● DIRECTIONS
Count every line that has "React" in it and give the total, nothing more.

═══ COLLECTED DATA

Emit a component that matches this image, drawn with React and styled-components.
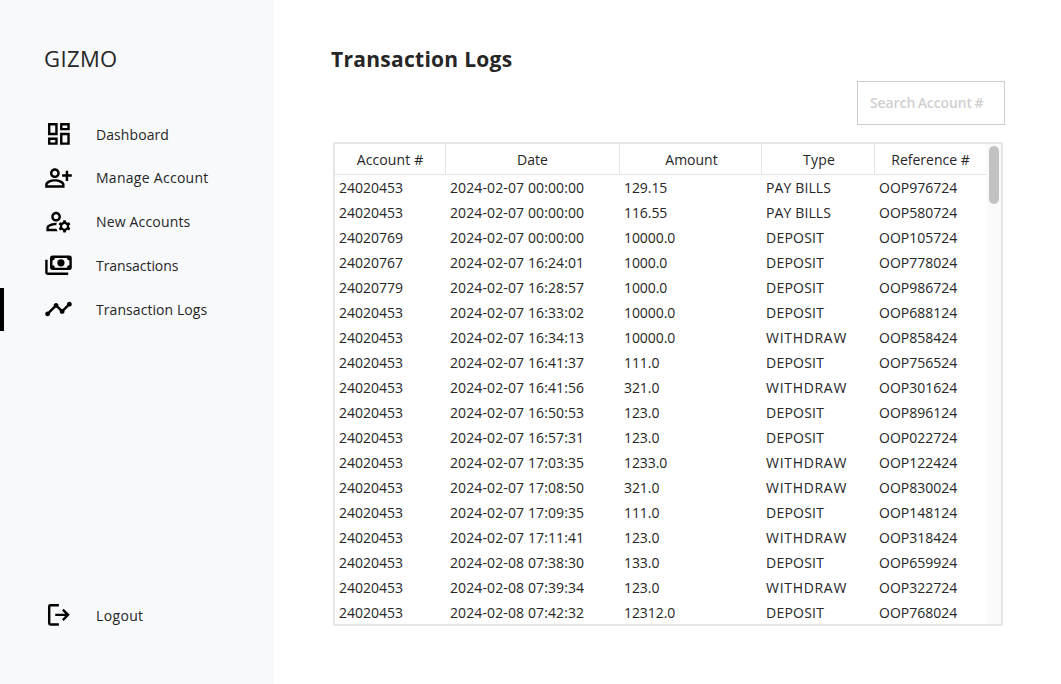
import React from 'react';
import styled, { createGlobalStyle } from 'styled-components';

const Global = createGlobalStyle`
  * { box-sizing: border-box; }
  body { margin: 0; background: #fff; overflow: hidden; }
  input, button { font: inherit; }
`;

const Page = styled.div`
  display: flex;
  width: 1061px;
  height: 684px;
  font-family: "Open Sans", "Noto Sans", sans-serif;
  font-size: 14px;
  color: #262626;
`;

const Sidebar = styled.aside`
  display: flex;
  flex-direction: column;
  width: 274px;
  padding: 42px 0 48px;
  background: #f8f9fb;
`;

const Brand = styled.div`
  height: 32px;
  padding-left: 44px;
  font-size: 22px;
  line-height: 32px;
  letter-spacing: 0.4px;
`;

const Nav = styled.nav`
  display: flex;
  flex-direction: column;
  gap: 1px;
  flex: 1;
  padding-top: 38px;
`;

const NavItem = styled.a`
  display: flex;
  align-items: center;
  gap: 23px;
  height: 43px;
  padding-left: 40px;
  border-left: 4px solid ${(p) => (p.$active ? '#000' : 'transparent')};
  letter-spacing: ${(p) => p.$track || 0}px;
  white-space: nowrap;
`;

const NavLabel = styled.span`
  padding-top: ${(p) => p.$drop || 0}px;
`;

const IconSvg = styled.svg`
  width: 29px;
  height: 29px;
  flex: none;
  fill: #000;
`;

const Main = styled.main`
  display: flex;
  flex-direction: column;
  flex: 1;
  padding: 43px 56px 0 59px;
`;

const Title = styled.h1`
  margin: 0 0 6px -2px;
  height: 32px;
  font-size: 21px;
  line-height: 32px;
  font-weight: 700;
  letter-spacing: 0.27px;
`;

const Search = styled.input`
  align-self: flex-end;
  width: 148px;
  height: 44px;
  padding: 0 12px 2px;
  border: 1px solid #cdcdcd;
  border-radius: 0;
  outline: none;
  background: #fff;
  font-weight: 600;
  letter-spacing: -0.1px;
  word-spacing: -1px;
  &::placeholder { color: #d0d0d0; opacity: 1; }
`;

const TableFrame = styled.section`
  display: flex;
  width: 670px;
  height: 484px;
  margin-top: 17px;
  border: 2px solid #e5e5e5;
  overflow: hidden;
`;

const Grid = styled.div`
  width: 651px;
`;

const Row = styled.div`
  display: grid;
  grid-template-columns: 111px 174px 142px 113px 111px;
  height: ${(p) => (p.$head ? 31 : 25)}px;
  border-bottom: ${(p) => (p.$head ? '1px solid #e5e5e5' : 'none')};
`;

const HeadCell = styled.div`
  padding-left: ${(p) => p.$shift || 0}px;
  border-right: 1px solid #e5e5e5;
  text-align: center;
  line-height: 31px;
  letter-spacing: ${(p) => p.$track || 0}px;
  &:last-child { border-right: 0; }
`;

const Cell = styled.div`
  padding-left: 4px;
  line-height: 25px;
  white-space: nowrap;
  letter-spacing: ${(p) => p.$track || 0}px;
`;

const ScrollTrack = styled.div`
  width: 15px;
  padding: 2px 2px 0 3px;
  background: #fafafa;
`;

const ScrollThumb = styled.div`
  height: 58px;
  border-radius: 5px;
  background: #c2c2c2;
`;

const Icon = ({ children, viewBox = '0 0 24 24' }) => <IconSvg viewBox={viewBox}>{children}</IconSvg>;

const DashboardIcon = () => (
  <Icon viewBox="-0.3 -0.4 24 24">
    <path d="M19 5v2h-4V5h4M9 5v6H5V5h4m10 8v6h-4v-6h4M9 17v2H5v-2h4M21 3h-8v6h8V3zM11 3H3v10h8V3zm10 8h-8v10h8V11zm-10 4H3v6h8v-6z" />
  </Icon>
);

const PersonAddIcon = () => (
  <Icon viewBox="0 -0.4 24 24">
    <path d="M13 8c0-2.21-1.79-4-4-4S5 5.79 5 8s1.79 4 4 4 4-1.79 4-4zm-2 0c0 1.1-.9 2-2 2s-2-.9-2-2 .9-2 2-2 2 .9 2 2zM1 17.200V20h16v-2.800c0-2.600-4.500-4.200-8-4.200s-8 1.600-8 4.200zm2 .8v-.6c.5-1.100 3.300-2.400 6-2.400s5.500 1.300 6 2.400v.6H3zM20 14.500v-3.500h3v-2h-3V6h-2v3h-3v2h3v3.500h2z" />
  </Icon>
);

const ManageIcon = () => (
  <Icon>
    <path d="M4 18v-.65c0-.34.16-.66.41-.81C6.100 15.530 8.030 15 10 15c.03 0 .05 0 .08.010.1-.7.3-1.370.59-1.980-.22-.02-.44-.03-.67-.03-2.420 0-4.680.67-6.610 1.820-.88.52-1.390 1.500-1.390 2.530V20h9.260c-.42-.6-.75-1.280-.97-2H4zM10 12c2.210 0 4-1.790 4-4s-1.790-4-4-4-4 1.790-4 4 1.790 4 4 4zm0-6c1.100 0 2 .9 2 2s-.9 2-2 2-2-.9-2-2 .9-2 2-2zM20.750 16c0-.22-.03-.42-.06-.63l1.140-1.010-1-1.730-1.450.49c-.32-.27-.68-.48-1.080-.63L18 11h-2l-.3 1.490c-.4.15-.76.36-1.080.63l-1.450-.49-1 1.730 1.140 1.010c-.03.21-.06.41-.06.63s.03.42.06.63l-1.140 1.010 1 1.730 1.450-.49c.32.27.68.48 1.080.63L16 21h2l.3-1.490c.4-.15.76-.36 1.080-.63l1.450.49 1-1.730-1.140-1.010c.03-.21.06-.41.06-.63zM17 18c-1.100 0-2-.9-2-2s.9-2 2-2 2 .9 2 2-.9 2-2 2z" />
  </Icon>
);

const CashIcon = () => (
  <Icon viewBox="0 0.2 24 24">
    <path fillRule="evenodd" d="M7 4h14a2 2 0 0 1 2 2v8a2 2 0 0 1-2 2H7a2 2 0 0 1-2-2V6a2 2 0 0 1 2-2zm2 2a2 2 0 0 1-2 2v4a2 2 0 0 1 2 2h10a2 2 0 0 1 2-2V8a2 2 0 0 1-2-2H9zm5 1a3 3 0 1 1 0 6 3 3 0 0 1 0-6zM1 7.500h2V18h17v2H3a2 2 0 0 1-2-2V7.500z" />
  </Icon>
);

const TimelineIcon = () => (
  <Icon viewBox="0 0.4 24 24">
    <path d="M23 8c0 1.100-.9 2-2 2-.18 0-.35-.02-.51-.07l-3.560 3.550c.05.16.07.34.07.52 0 1.100-.9 2-2 2s-2-.9-2-2c0-.18.02-.36.07-.52l-2.550-2.550c-.16.05-.34.07-.52.07s-.36-.02-.52-.07l-4.550 4.560c.05.16.07.33.07.51 0 1.100-.9 2-2 2s-2-.9-2-2 .9-2 2-2c.18 0 .35.02.51.07l4.560-4.550C8.020 9.360 8 9.180 8 9c0-1.100.9-2 2-2s2 .9 2 2c0 .18-.02.36-.07.52l2.550 2.550c.16-.05.34-.07.52-.07s.36.02.52.07l3.550-3.560C19.020 8.350 19 8.180 19 8c0-1.100.9-2 2-2s2 .9 2 2z" />
  </Icon>
);

const LogoutIcon = () => (
  <Icon viewBox="-0.3 -0.3 24 24">
    <path d="M5 21a2 2 0 0 1-2-2V5a2 2 0 0 1 2-2h7v2H5v14h7v2H5zM16 17l-1.380-1.450L17.170 13H9v-2h8.170l-2.550-2.550L16 7l5 5-5 5z" />
  </Icon>
);

const NAV = [
  { label: 'Dashboard', icon: DashboardIcon, track: 0.08, drop: 2 },
  { label: 'Manage Account', icon: PersonAddIcon, track: 0.28 },
  { label: 'New Accounts', icon: ManageIcon, track: 0.17 },
  { label: 'Transactions', icon: CashIcon, track: -0.07 },
  { label: 'Transaction Logs', icon: TimelineIcon, active: true, track: 0.07 },
];

const HEAD = [
  { label: 'Account #', track: 0.12 },
  { label: 'Date' },
  { label: 'Amount', shift: 2 },
  { label: 'Type', shift: 2, track: 0.2 },
  { label: 'Reference #' },
];

const ROWS = [
  ['24020453', '2024-02-07 00:00:00', '129.15', 'PAY BILLS', 'OOP976724'],
  ['24020453', '2024-02-07 00:00:00', '116.55', 'PAY BILLS', 'OOP580724'],
  ['24020769', '2024-02-07 00:00:00', '10000.0', 'DEPOSIT', 'OOP105724'],
  ['24020767', '2024-02-07 16:24:01', '1000.0', 'DEPOSIT', 'OOP778024'],
  ['24020779', '2024-02-07 16:28:57', '1000.0', 'DEPOSIT', 'OOP986724'],
  ['24020453', '2024-02-07 16:33:02', '10000.0', 'DEPOSIT', 'OOP688124'],
  ['24020453', '2024-02-07 16:34:13', '10000.0', 'WITHDRAW', 'OOP858424'],
  ['24020453', '2024-02-07 16:41:37', '111.0', 'DEPOSIT', 'OOP756524'],
  ['24020453', '2024-02-07 16:41:56', '321.0', 'WITHDRAW', 'OOP301624'],
  ['24020453', '2024-02-07 16:50:53', '123.0', 'DEPOSIT', 'OOP896124'],
  ['24020453', '2024-02-07 16:57:31', '123.0', 'DEPOSIT', 'OOP022724'],
  ['24020453', '2024-02-07 17:03:35', '1233.0', 'WITHDRAW', 'OOP122424'],
  ['24020453', '2024-02-07 17:08:50', '321.0', 'WITHDRAW', 'OOP830024'],
  ['24020453', '2024-02-07 17:09:35', '111.0', 'DEPOSIT', 'OOP148124'],
  ['24020453', '2024-02-07 17:11:41', '123.0', 'WITHDRAW', 'OOP318424'],
  ['24020453', '2024-02-08 07:38:30', '133.0', 'DEPOSIT', 'OOP659924'],
  ['24020453', '2024-02-08 07:39:34', '123.0', 'WITHDRAW', 'OOP322724'],
  ['24020453', '2024-02-08 07:42:32', '12312.0', 'DEPOSIT', 'OOP768024'],
];

const COLUMN_TRACK = [0, 0.11, -0.07, 0, 0];
const TYPE_TRACK = { WITHDRAW: 0.7, DEPOSIT: 0.22, 'PAY BILLS': 0.12 };

export default function App() {
  return (
    <Page>
      <Global />
      <Sidebar>
        <Brand>GIZMO</Brand>
        <Nav>
          {NAV.map(({ label, icon: Glyph, active, track, drop }) => (
            <NavItem key={label} $active={active} $track={track}>
              <Glyph />
              <NavLabel $drop={drop}>{label}</NavLabel>
            </NavItem>
          ))}
        </Nav>
        <NavItem $track={0.35}>
          <LogoutIcon />
          <NavLabel $drop={1}>Logout</NavLabel>
        </NavItem>
      </Sidebar>
      <Main>
        <Title>Transaction Logs</Title>
        <Search placeholder="Search Account #" />
        <TableFrame>
          <Grid>
            <Row $head>
              {HEAD.map(({ label, track, shift }) => (
                <HeadCell key={label} $track={track} $shift={shift}>
                  {label}
                </HeadCell>
              ))}
            </Row>
            {ROWS.map((row) => (
              <Row key={row[4]}>
                {row.map((value, i) => (
                  <Cell key={i} $track={TYPE_TRACK[value] ?? COLUMN_TRACK[i]}>
                    {value}
                  </Cell>
                ))}
              </Row>
            ))}
          </Grid>
          <ScrollTrack>
            <ScrollThumb />
          </ScrollTrack>
        </TableFrame>
      </Main>
    </Page>
  );
}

══════

● SOLUTION FOR THIS EXERCISE
2